The tie-ins to existing systems were numerous. An analysis of the existing boiler steel for each unit was required to ensure adequate support of the tie-in duct to the economizer outlet. The existing boiler steel drawings were of limited availability, and the original design calculations from the 1970s could not be located, so on-site walkdowns were essential to verifying the existing boiler building steel configurations.
For the Unit 3 economizer gas temperature control modification, a main steam let-down system was provided to the first feedwater heater. That system reduced main steam from 1,000F and 2,415 psia to 700F and 685 psig through a unique pressure-controlled let-down valve and attemperator; feedwater was used for attemperation spray water. The let-down steam increased the feedwater temperatures at lower loads, thus greater operating flexibility of the unit was achieved while maintaining the targeted NOx reduction. The let-down system addition required detailed walkdowns of the existing steam systems in the heavily congested area below the turbine mezzanine.
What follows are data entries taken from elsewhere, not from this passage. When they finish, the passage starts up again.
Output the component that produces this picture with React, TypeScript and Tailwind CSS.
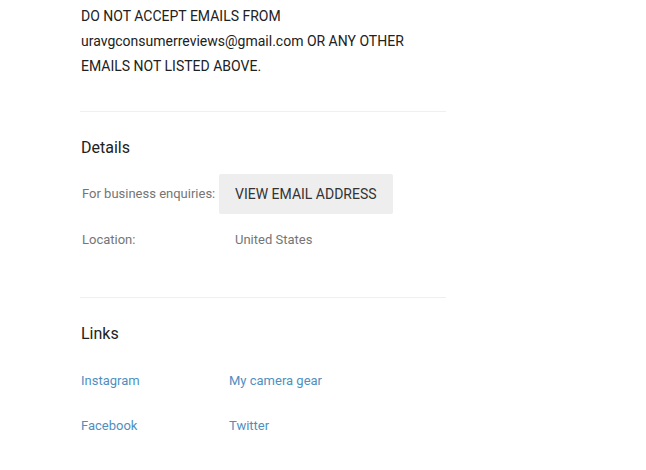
import React from "react";

const font = { fontFamily: "Roboto, 'Liberation Sans', sans-serif" };

function Divider() {
	return <div className="h-px w-[366px] bg-[#efefef]" />;
}

function SectionTitle({ children }: { children: React.ReactNode }) {
	return <h2 className="text-[16px] leading-[24px] text-[#212121]">{children}</h2>;
}

const links = [
	["Instagram", "My camera gear"],
	["Facebook", "Twitter"],
];

export default function App() {
	return (
		<div className="min-h-screen w-full bg-white" style={font}>
			<div className="ml-[80px] flex w-[366px] flex-col pt-[4px]">
				{/* About text tail */}
				<p className="pl-[1px] text-[14px] leading-[25px] text-[#212121]">
					DO NOT ACCEPT EMAILS FROM
					<br />
					uravgconsumerreviews@gmail.com OR ANY OTHER
					<br />
					EMAILS NOT LISTED ABOVE.
				</p>

				<div className="mt-[32px]">
					<Divider />
				</div>

				{/* Details */}
				<div className="mt-[24px] pl-[1px]">
					<SectionTitle>Details</SectionTitle>
				</div>

				<div className="mt-[14px] flex flex-col gap-[16px] text-[13px] leading-[20px]">
					<div className="flex items-center">
						<div className="w-[139px] pl-[2px] text-[#757575]">For business enquiries:</div>
						<button className="h-[40px] rounded-[2px] bg-[#eeeeee] px-[16px] text-[14px] text-[#333333]">
							VIEW EMAIL ADDRESS
						</button>
					</div>
					<div className="flex items-center">
						<div className="w-[139px] pl-[2px] text-[#757575]">Location:</div>
						<div className="pl-[16px] text-[#757575]">United States</div>
					</div>
				</div>

				<div className="mt-[47px]">
					<Divider />
				</div>

				{/* Links */}
				<div className="mt-[24px] pl-[1px]">
					<SectionTitle>Links</SectionTitle>
				</div>

				<div className="mt-[25px] flex flex-col gap-[25px] text-[13px] leading-[20px]">
					{links.map((row) => (
						<div className="flex pl-[1px]" key={row[0]}>
							<a className="w-[148px] text-[#4f8fc0]" href="#">
								{row[0]}
							</a>
							<a className="text-[#4f8fc0]" href="#">
								{row[1]}
							</a>
						</div>
					))}
				</div>
			</div>
		</div>
	);
}
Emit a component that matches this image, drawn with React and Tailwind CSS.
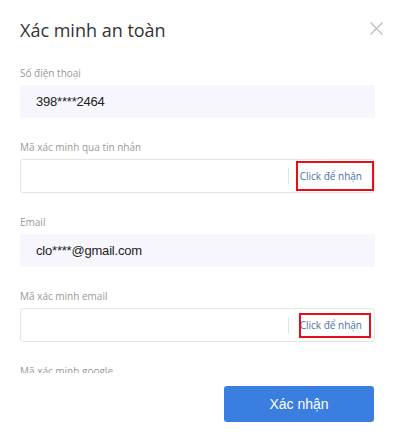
const sans = "font-['Open_Sans','Noto_Sans',sans-serif]";
const arial = "font-['Liberation_Sans',Arial,sans-serif]";

const Label = ({ children }) => (
  <div className={`${sans} text-[10px] leading-[14px] text-[#999] mb-[5px]`}>{children}</div>
);

const ReadOnlyField = ({ label, value }) => (
  <div>
    <Label>{label}</Label>
    <div className={`${arial} h-[33px] bg-[#f7f6fc] rounded-[2px] pl-4 flex items-center text-[13px] text-[#222] tracking-[-0.2px]`}>
      {value}
    </div>
  </div>
);

const CodeField = ({ label, mark }) => (
  <div>
    <Label>{label}</Label>
    <div className="relative h-[34px] border border-[#e4e4e4] rounded-[3px] flex items-center">
      <input className="flex-1 h-full bg-transparent outline-none px-3" />
      <div className="w-px h-[16px] bg-[#e2e2e2]" />
      <button className={`${sans} text-[10px] text-[#4a70a8] pl-[11px] pr-[12px]`}>Click để nhận</button>
      {/* red annotation box */}
      <div className={`absolute border-2 border-[#e3101c] pointer-events-none ${mark}`} />
    </div>
  </div>
);

export default function App() {
  return (
    <div className="w-[400px] h-[438px] bg-white flex flex-col">
      <div className="h-[60px] pl-5 pr-[17px] pt-[17px] flex justify-between items-start">
        <h2 className={`${sans} text-[18px] leading-[26px] text-[#333]`}>Xác minh an toàn</h2>
        <svg className="w-[13px] h-[13px] mt-[5px]" viewBox="0 0 13 13" fill="none" stroke="#b8b8b8" strokeWidth="1.1">
          <path d="M0.5 0.5L12.5 12.5M12.5 0.5L0.5 12.5" />
        </svg>
      </div>

      <div className="h-[313px] overflow-hidden pl-5 pr-[25px] pt-[6px] flex flex-col gap-[22px]">
        <ReadOnlyField label="Số điện thoại" value="398****2464" />
        <CodeField label="Mã xác minh qua tin nhắn" mark="left-[275px] top-[1px] w-[78px] h-[30px]" />
        <ReadOnlyField label="Email" value="clo****@gmail.com" />
        <CodeField label="Mã xác minh email" mark="left-[278px] top-[4px] w-[72px] h-[25px]" />
        <div>
          <Label>Mã xác minh google</Label>
          <div className="h-[34px] border border-[#e4e4e4] rounded-[3px]" />
        </div>
      </div>

      <div className="pt-[13px] pr-[26px] flex justify-end">
        <button className={`${arial} w-[150px] h-[36px] rounded-[3px] bg-[#3a7ee0] text-white text-[14px]`}>
          Xác nhận
        </button>
      </div>
    </div>
  );
}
Modeling included the severe service control valves, alloy steel piping, drain lines to the condenser, and relief valves and associated exhaust lines.
Safety is of the highest priority to Tampa Electric. For the BBPS SCR project, all contractors were required, at a minimum, to adhere to TECO’s written safety standards, including confined space, fall protection, and hot works standards. Due to Tampa Electric’s strong commitment to safety, more than 2.9 million man-hours had been completed as of December 2009 without a lost-time incident.
Last Project on Schedule
Today, Units 3 and 4 SCRs have been operating successfully to meet the NOx reduction targets and have been able to operate at or below the required 30-day rolling average for NOx emissions. No significant problems have been encountered on either unit with respect to the SCR and the accompanying equipment installations. Unit 2 is successfully meeting its project design NOx reduction after entering commercial service in mid-2009. The Unit 1 SCR outage is under way, and start-up is scheduled for spring of this year.